** Short task **
Wherever the string "this" appears in a line, extract that line.

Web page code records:

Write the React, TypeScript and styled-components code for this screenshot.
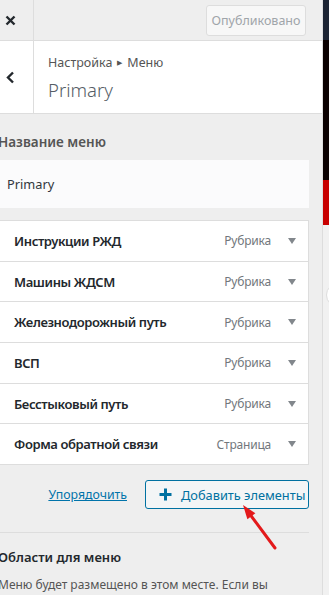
import React from "react";
import styled, { createGlobalStyle } from "styled-components";

const GlobalStyle = createGlobalStyle`
  html, body {
    margin: 0;
    padding: 0;
    background: #eee;
    font-family: "Noto Sans", "Open Sans", sans-serif;
    -webkit-font-smoothing: antialiased;
  }
  * { box-sizing: border-box; }
`;

const Page = styled.div`
  display: flex;
  width: 329px;
  height: 595px;
  overflow: hidden;
  position: relative;
`;

const Panel = styled.div`
  width: 323px;
  flex-shrink: 0;
  background: #eee;
  border-right: 1px solid #ddd;
  display: flex;
  flex-direction: column;
  & > * {
    flex-shrink: 0;
  }
`;

const Header = styled.div`
  height: 41px;
  display: flex;
  align-items: center;
  border-bottom: 1px solid #ddd;
  background: #eee;
`;

const CloseBtn = styled.div`
  width: 34px;
  height: 40px;
  border-right: 1px solid #ddd;
  display: flex;
  align-items: center;
  justify-content: center;
  padding-right: 12px;
`;

const Published = styled.div`
  margin-left: auto;
  margin-right: 16px;
  width: 100px;
  height: 31px;
  border: 1px solid #ddd;
  border-radius: 3px;
  background: #f7f7f7;
  color: #a0a5aa;
  font-size: 12.5px;
  display: flex;
  align-items: center;
  justify-content: center;
`;

const SectionHead = styled.div`
  height: 73px;
  display: flex;
  background: #fff;
  border-bottom: 1px solid #ddd;
`;

const BackBtn = styled.div`
  width: 34px;
  border-right: 1px solid #ddd;
  display: flex;
  align-items: center;
  justify-content: center;
  padding-right: 12px;
`;

const Titles = styled.div`
  padding: 12px 0 0 14px;
  display: flex;
  flex-direction: column;
`;

const Crumbs = styled.div`
  font-size: 12.5px;
  color: #555;
  line-height: 20px;
  display: flex;
  align-items: center;
  gap: 5px;
`;

const Tri = styled.span`
  font-size: 7px;
  color: #555;
`;

const Title = styled.div`
  font-size: 18.5px;
  font-weight: 300;
  color: #555d66;
  line-height: 30px;
  margin-top: 2px;
`;

const Body = styled.div`
  padding: 18px 13px 0 0;
  margin-left: -2px;
  display: flex;
  flex-direction: column;
`;

const Label = styled.div`
  font-size: 13.5px;
  font-weight: 600;
  color: #555;
  line-height: 20px;
`;

const NameInput = styled.div`
  margin-top: 8px;
  height: 48px;
  background: #fbfbfc;
  display: flex;
  align-items: center;
  padding-left: 9px;
  font-size: 12.8px;
  color: #32373c;
`;

const List = styled.div`
  margin-top: 12px;
  border: 1px solid #ddd;
  border-left: none;
  background: #fff;
`;

const Item = styled.div<{ last?: boolean }>`
  height: ${(p) => (p.last ? "39.8px" : "40.7px")};
  display: flex;
  align-items: center;
  padding: 0 12px 0 16px;
  border-bottom: ${(p) => (p.last ? "none" : "1px solid #ddd")};
`;

const ItemTitle = styled.div`
  font-size: 13px;
  letter-spacing: -0.4px;
  font-weight: 600;
  color: #23282d;
  flex: 1;
`;

const ItemType = styled.div`
  font-size: 12px;
  letter-spacing: -0.2px;
  color: #72777c;
  margin-right: 17px;
`;

const Caret = styled.svg`
  width: 8px;
  height: 6px;
  display: block;
`;

const Actions = styled.div`
  display: flex;
  align-items: center;
  justify-content: flex-end;
  gap: 18px;
  margin-top: 15px;
`;

const Link = styled.a`
  font-size: 12.3px;
  color: #0073aa;
  text-decoration: underline;
`;

const AddBtn = styled.div`
  width: 164px;
  height: 29px;
  border: 1px solid #0071a1;
  border-radius: 3px;
  background: #f3f5f6;
  color: #0071a1;
  font-size: 12.8px;
  display: flex;
  align-items: center;
  padding-left: 13px;
  gap: 9px;
`;

const Divider = styled.div`
  height: 1px;
  background: #ddd;
  margin-top: 23px;
`;

const AreaTitle = styled.div`
  font-size: 13px;
  font-weight: 600;
  color: #23282d;
  margin-top: 14px;
  line-height: 20px;
`;

const AreaText = styled.div`
  font-size: 12px;
  color: #555;
  margin-top: 8px;
  line-height: 20px;
  white-space: nowrap;
`;

const Preview = styled.div`
  flex: 1;
  display: flex;
  flex-direction: column;
  background: #f1f1f1;
  position: relative;
`;

const Band = styled.div<{ h: number; c: string }>`
  height: ${(p) => p.h}px;
  background: ${(p) => p.c};
`;

const Bubble = styled.div`
  position: absolute;
  left: 3px;
  top: 283px;
  width: 24px;
  height: 24px;
  border-radius: 50%;
  background: #fff;
  border: 1px solid #ddd;
`;

const Annotation = styled.svg`
  position: absolute;
  left: 230px;
  top: 500px;
  width: 60px;
  height: 60px;
  pointer-events: none;
`;

const items = [
  { title: "Инструкции РЖД", type: "Рубрика" },
  { title: "Машины ЖДСМ", type: "Рубрика" },
  { title: "Железнодорожный путь", type: "Рубрика" },
  { title: "ВСП", type: "Рубрика" },
  { title: "Бесстыковый путь", type: "Рубрика" },
  { title: "Форма обратной связи", type: "Страница" },
];

const App = () => {
  return (
    <Page>
      <GlobalStyle />
      <Panel>
        <Header>
          <CloseBtn>
            <svg width="11" height="11" viewBox="0 0 11 11">
              <path d="M1.5 1.5 L9.5 9.5 M9.5 1.5 L1.5 9.5" stroke="#23282d" strokeWidth="2.4" />
            </svg>
          </CloseBtn>
          <Published>Опубликовано</Published>
        </Header>
        <SectionHead>
          <BackBtn>
            <svg width="9" height="13" viewBox="0 0 9 13">
              <path d="M7 1.5 L2 6.5 L7 11.5" fill="none" stroke="#23282d" strokeWidth="2.4" />
            </svg>
          </BackBtn>
          <Titles>
            <Crumbs>
              Настройка <Tri>▶</Tri> Меню
            </Crumbs>
            <Title>Primary</Title>
          </Titles>
        </SectionHead>
        <Body>
          <Label>Название меню</Label>
          <NameInput>Primary</NameInput>
          <List>
            {items.map((it, i) => (
              <Item key={it.title} last={i === items.length - 1}>
                <ItemTitle>{it.title}</ItemTitle>
                <ItemType>{it.type}</ItemType>
                <Caret viewBox="0 0 8 6">
                  <path d="M0 0 H8 L4 6 Z" fill="#82878c" />
                </Caret>
              </Item>
            ))}
          </List>
          <Actions>
            <Link>Упорядочить</Link>
            <AddBtn>
              <svg width="13" height="13" viewBox="0 0 13 13">
                <path d="M6.5 0.5 V12.5 M0.5 6.5 H12.5" stroke="#0071a1" strokeWidth="3" />
              </svg>
              Добавить элементы
            </AddBtn>
          </Actions>
          <Divider />
          <AreaTitle>Области для меню</AreaTitle>
          <AreaText>Меню будет размещено в этом месте. Если вы</AreaText>
        </Body>
      </Panel>
      <Preview>
        <Band h={40} c="#1c2433" />
        <Band h={140} c="#0b0101" />
        <Band h={45} c="#c80000" />
        <Bubble />
      </Preview>
      <Annotation viewBox="0 0 60 60">
        <path d="M19 13 L45 48" stroke="#e3191b" strokeWidth="3" strokeLinecap="round" />
        <path d="M13 5 L17.4 19.2 L25.4 13.2 Z" fill="#e3191b" />
      </Annotation>
    </Page>
  );
};

export default App;
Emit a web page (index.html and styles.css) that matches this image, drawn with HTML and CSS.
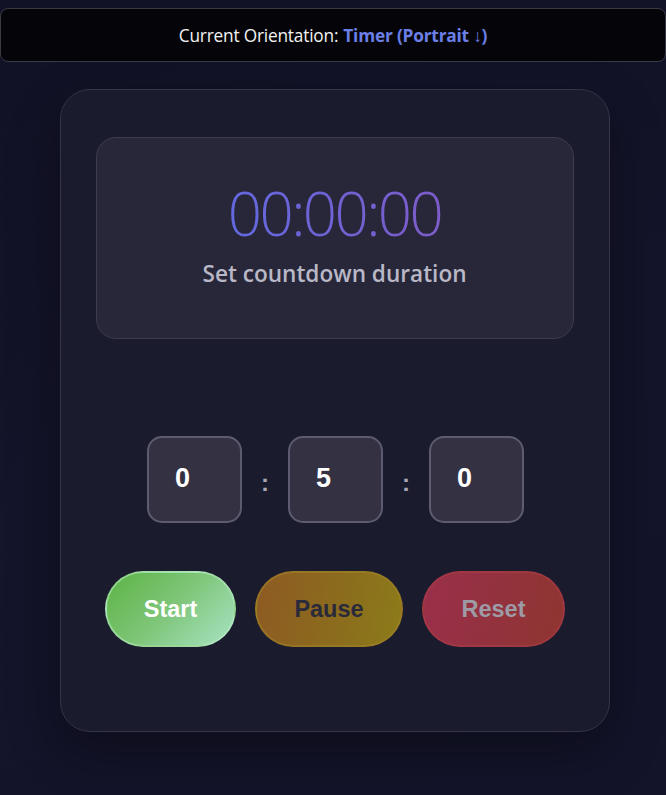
FILE: index.html
```html
<!DOCTYPE html>
<html>
<head>
<meta charset="utf-8">
<link rel="stylesheet" href="styles.css">
</head>
<body>
<div class="orientation">Current Orientation: <strong>Timer (Portrait ↓)</strong></div>
<main class="card">
  <section class="display">
    <div class="time">00:00:00</div>
    <div class="label">Set countdown duration</div>
  </section>
  <div class="inputs">
    <div class="field">0</div>
    <span class="sep">:</span>
    <div class="field">5</div>
    <span class="sep">:</span>
    <div class="field">0</div>
  </div>
  <div class="buttons">
    <button class="btn start">Start</button>
    <button class="btn pause">Pause</button>
    <button class="btn reset">Reset</button>
  </div>
</main>
</body>
</html>
```
FILE: styles.css
```css
html, body {
  margin: 0;
  padding: 0;
}
body {
  min-height: 795px;
  background: linear-gradient(160deg, #111225 0%, #14142a 50%, #13142a 100%);
  font-family: "Open Sans", "Noto Sans", sans-serif;
  padding-top: 8px;
  box-sizing: border-box;
}
.orientation {
  height: 54px;
  box-sizing: border-box;
  border: 1px solid #3a3a44;
  border-radius: 8px;
  background: #050509;
  color: #f2f2f2;
  font-size: 17.3px;
  display: flex;
  align-items: center;
  justify-content: center;
  letter-spacing: -0.2px;
}
.orientation strong {
  color: #6b7fe6;
  font-weight: 700;
  margin-left: 5px;
}
.card {
  width: 550px;
  height: 643px;
  box-sizing: border-box;
  margin: 27px 0 0 60px;
  border: 1px solid #34344a;
  border-radius: 30px;
  background: #1b1b2e;
  box-shadow: 0 20px 50px rgba(0, 0, 0, 0.35);
  padding: 47px 36px 0 35px;
  display: flex;
  flex-direction: column;
  align-items: center;
}
.display {
  width: 478px;
  height: 202px;
  box-sizing: border-box;
  border: 1px solid #3c3b50;
  border-radius: 20px;
  background: #28273a;
  display: flex;
  flex-direction: column;
  align-items: center;
  padding-top: 38px;
}
.time {
  font-weight: 300;
  font-size: 60px;
  line-height: 74px;
  letter-spacing: -2.6px;
  background: linear-gradient(90deg, #6369e0, #7d5cc9);
  -webkit-background-clip: text;
  background-clip: text;
  color: transparent;
}
.label {
  margin-top: 8px;
  font-size: 22.6px;
  font-weight: 600;
  color: #b9b8c6;
}
.inputs {
  margin-top: 97px;
  display: flex;
  align-items: center;
  margin-left: 2px;
}
.field {
  width: 95px;
  height: 87px;
  box-sizing: border-box;
  border: 2.5px solid #5d5b70;
  border-radius: 15px;
  background: #333142;
  color: #ffffff;
  font-family: "Liberation Sans", Arial, sans-serif;
  font-weight: 700;
  font-size: 27px;
  display: flex;
  align-items: center;
  padding-left: 26px;
  padding-bottom: 2px;
}
.sep {
  width: 46px;
  text-align: center;
  color: #a9a8b4;
  font-family: "Liberation Sans", Arial, sans-serif;
  font-weight: 700;
  font-size: 24px;
  padding-top: 6px;
}
.buttons {
  margin-top: 48px;
  display: flex;
  gap: 19px;
  margin-left: 1px;
}
.btn {
  height: 76px;
  border-radius: 38px;
  border: 2px solid rgba(255, 255, 255, 0.08);
  font-family: "Liberation Sans", Arial, sans-serif;
  font-weight: 700;
  font-size: 23.5px;
  padding: 0;
}
.start {
  width: 131px;
  color: #ffffff;
  background: linear-gradient(135deg, #5cb344 0%, #7fc67a 50%, #a8e3c3 100%);
  border-color: rgba(190, 240, 200, 0.5);
}
.pause {
  width: 148px;
  color: #2a2a3a;
  background: linear-gradient(100deg, #8e5a22 0%, #8b6a1e 50%, #8c7b19 100%);
  border-color: rgba(160, 130, 40, 0.6);
}
.reset {
  width: 143px;
  color: #9d9ba6;
  background: linear-gradient(100deg, #9a2f4b 0%, #93323e 50%, #8f3530 100%);
  border-color: rgba(170, 60, 70, 0.6);
}
```
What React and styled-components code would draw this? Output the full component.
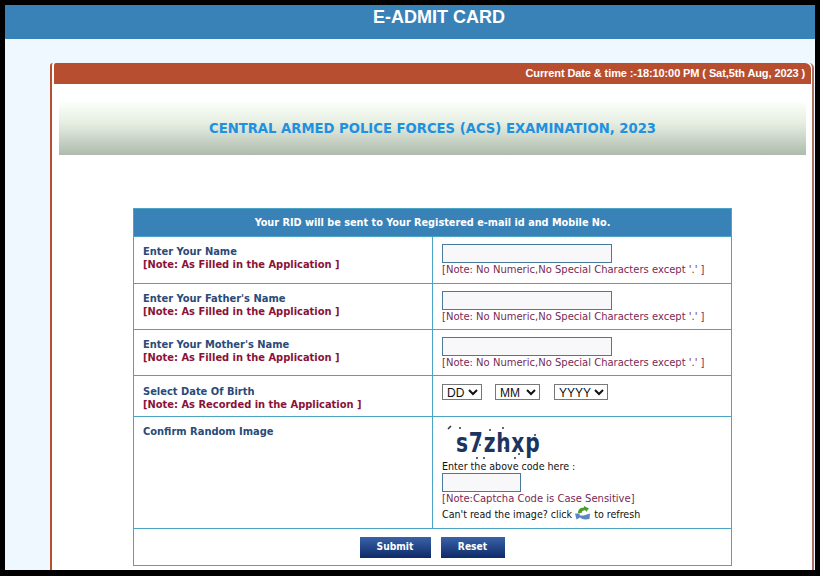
import React from 'react';
import styled, { createGlobalStyle } from 'styled-components';

const Global = createGlobalStyle`
  html, body { margin: 0; padding: 0; background: #000; height: 576px; overflow: hidden; }
`;
const Frame = styled.div`
  width: 810px; height: 565px; margin: 5px 5px 6px; background: #f0f8ff; overflow: hidden;
  font-family: "DejaVu Sans", sans-serif;
`;
const Header = styled.div`
  height: 34px; background: #3882b8; color: #fff; box-sizing: border-box;
  padding: 3px 0 0 58px; text-align: center;
  font: bold 18px/18px "Liberation Sans", Arial, sans-serif;
`;
const Panel = styled.div`
  margin: 27px 1px 0 45px; height: 510px; background: #fff; box-sizing: border-box;
  border-left: 2px solid #b84e30; border-right: 2px solid #a8705e;
  border-top-left-radius: 3px; border-top-right-radius: 5px;
`;
const DateBar = styled.div`
  height: 21px; margin: -3px 1px 0 2px; background: #b84e30; color: #fff; box-sizing: border-box;
  padding: 3px 6px 0 0; text-align: right; border-radius: 2px 6px 0 0; letter-spacing: -0.1px;
  font: bold 11px/14px "Liberation Sans", Arial, sans-serif;
`;
const Banner = styled.div`
  height: 53px; margin: 18px 6px 0 7px; box-sizing: border-box;
  display: flex; align-items: center; justify-content: center;
  background: linear-gradient(#fbfffa, #e6eee2 40%, #adbbad);
  color: #2090e0; font: bold 13.2px/16px "DejaVu Sans", sans-serif;
`;
const FormTable = styled.table`
  margin: 53px 0 0 81px; width: 599px; border-collapse: collapse; table-layout: fixed;
  border: 1px solid #4ba4c6;
`;
const TitleCell = styled.th`
  height: 27px; padding: 0; background: #3882b8; color: #fff; text-align: center;
  border: 1px solid #4ba4c6; font: bold 10.8px/14px "DejaVu Sans Condensed", "DejaVu Sans", sans-serif;
`;
const Row = styled.tr`
  height: ${p => p.$h}px;
`;
const LabelCell = styled.td`
  width: 299px; box-sizing: border-box; padding: ${p => p.$pad || 8}px 9px 0; vertical-align: top;
  border: 1px solid #4ba4c6;
`;
const FieldCell = styled.td`
  padding: ${p => p.$pad || 7}px 9px 0; vertical-align: top; border: 1px solid #4ba4c6;
`;
const Label = styled.div`
  color: #2a4a78; font: bold 11px/13px "DejaVu Sans Condensed", "DejaVu Sans", sans-serif;
`;
const LabelNote = styled.div`
  color: #8a1238; font: bold 11px/13px "DejaVu Sans Condensed", "DejaVu Sans", sans-serif;
`;
const FieldNote = styled.div`
  color: #7a2a55; font: 10px/13px "DejaVu Sans", sans-serif;
`;
const TextInput = styled.input`
  display: block; width: ${p => p.$w}px; height: 19px; box-sizing: border-box; margin: 0;
  border: 1px solid #4a7a9a; background: #f8f8fa; padding: 0;
`;
const DateRow = styled.div`
  display: flex; align-items: center;
`;
const DateSelect = styled.select`
  width: ${p => p.$w}px; height: 16px; margin-right: ${p => p.$gap}px; box-sizing: border-box; padding: 0;
  border: 1px solid #777; background: #fff; color: #111; border-radius: 0;
  font: 12px/14px "Liberation Sans", Arial, sans-serif;
`;
const Captcha = styled.div`
  position: relative; width: 110px; height: 37px;
`;
const CaptchaText = styled.span`
  display: block; padding: 5px 0 0 14px; color: #1c3560; letter-spacing: 1px; white-space: nowrap;
  font: bold 27px/29px "DejaVu Sans", sans-serif; transform: scaleX(.75); transform-origin: 14px 0;
`;
const CaptchaSpeckles = styled.svg`
  position: absolute; left: 0; top: 0;
`;
const PlainLine = styled.div`
  color: #111; font: 10.6px/13px "DejaVu Sans Condensed", "DejaVu Sans", sans-serif; white-space: nowrap;
  margin-top: ${p => p.$mt || 0}px; height: ${p => p.$h || 13}px;
`;
const RefreshIcon = styled.svg`
  vertical-align: -2px; margin: 0 4px 0 3px;
`;
const ButtonCell = styled.td`
  height: 36px; padding: 0; text-align: center; border: 1px solid #4ba4c6;
`;
const ButtonBar = styled.div`
  display: flex; justify-content: center; gap: 10px; margin-left: -1px;
`;
const ActionButton = styled.button`
  width: ${p => p.$w}px; height: 21px; padding: 0; border: 0;
  background: linear-gradient(#3a62a8, #0e2a68); color: #fff;
  font: bold 10.2px/14px "DejaVu Sans Condensed", "DejaVu Sans", sans-serif;
`;

const nameRows = [
  { label: 'Enter Your Name', h: 47 },
  { label: "Enter Your Father's Name", h: 46 },
  { label: "Enter Your Mother's Name", h: 46 },
];
const speckles = [[18,5],[48,7],[61,5],[35,35],[42,35],[73,35],[38,22],[63,25],[93,12],[77,31]];

export default function App() {
  return (
    <>
      <Global />
      <Frame>
        <Header>E-ADMIT CARD</Header>
        <Panel>
          <DateBar>Current Date &amp; time :-18:10:00 PM ( Sat,5th Aug, 2023 )</DateBar>
          <Banner>CENTRAL ARMED POLICE FORCES (ACS) EXAMINATION, 2023</Banner>
          <FormTable>
            <colgroup><col width="299" /><col /></colgroup>
            <tbody>
              <tr><TitleCell colSpan={2}>Your RID will be sent to Your Registered e-mail id and Mobile No.</TitleCell></tr>
              {nameRows.map(r => (
                <Row $h={r.h} key={r.label}>
                  <LabelCell>
                    <Label>{r.label}</Label>
                    <LabelNote>[Note: As Filled in the Application ]</LabelNote>
                  </LabelCell>
                  <FieldCell>
                    <TextInput $w={170} />
                    <FieldNote>[Note: No Numeric,No Special Characters except '.' ]</FieldNote>
                  </FieldCell>
                </Row>
              ))}
              <Row $h={41}>
                <LabelCell $pad={9}>
                  <Label>Select Date Of Birth</Label>
                  <LabelNote>[Note: As Recorded in the Application ]</LabelNote>
                </LabelCell>
                <FieldCell $pad={8}>
                  <DateRow>
                    <DateSelect $w={40} $gap={13}><option>DD</option></DateSelect>
                    <DateSelect $w={45} $gap={14}><option>MM</option></DateSelect>
                    <DateSelect $w={54} $gap={0}><option>YYYY</option></DateSelect>
                  </DateRow>
                </FieldCell>
              </Row>
              <Row $h={112}>
                <LabelCell><Label>Confirm Random Image</Label></LabelCell>
                <FieldCell $pad={6}>
                  <Captcha>
                    <CaptchaText>s7zhxp</CaptchaText>
                    <CaptchaSpeckles width="110" height="42" viewBox="0 0 110 42">
                      <path d="M6 6 L9 3" stroke="#2a3550" strokeWidth="1.6" />
                      {speckles.map(([x, y]) => <circle key={x + '-' + y} cx={x} cy={y} r="1" fill="#2a3550" />)}
                    </CaptchaSpeckles>
                  </Captcha>
                  <PlainLine>Enter the above code here :</PlainLine>
                  <TextInput $w={79} />
                  <FieldNote>[Note:Captcha Code is Case Sensitive]</FieldNote>
                  <PlainLine $mt={1}>Can't read the image? click
                    <RefreshIcon width="15" height="14" viewBox="0 0 15 14">
                      <path d="M3 7 C3 3 6 1.5 9 1.5 L9 0 L14 2.5 L11 6 L10.5 4.2 C8 4 7 5 6.5 7 Z" fill="#4f9a2c" />
                      <path d="M0 7.5 L5 7.5 L4.5 9 C7 10.5 10 9 15 7.5 L14.5 13 C10 14 7 13.5 5 11.5 L1.5 13.5 Z" fill="#5a86c8" />
                    </RefreshIcon>
                    to refresh</PlainLine>
                </FieldCell>
              </Row>
              <tr>
                <ButtonCell colSpan={2}>
                  <ButtonBar>
                    <ActionButton $w={71}>Submit</ActionButton>
                    <ActionButton $w={64}>Reset</ActionButton>
                  </ButtonBar>
                </ButtonCell>
              </tr>
            </tbody>
          </FormTable>
        </Panel>
      </Frame>
    </>
  );
}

** Solution **
Write the React, TypeScript and styled-components code for this screenshot.
Emit a web page (index.html and styles.css) that matches this image, drawn with HTML and CSS.
What React and styled-components code would draw this? Output the full component.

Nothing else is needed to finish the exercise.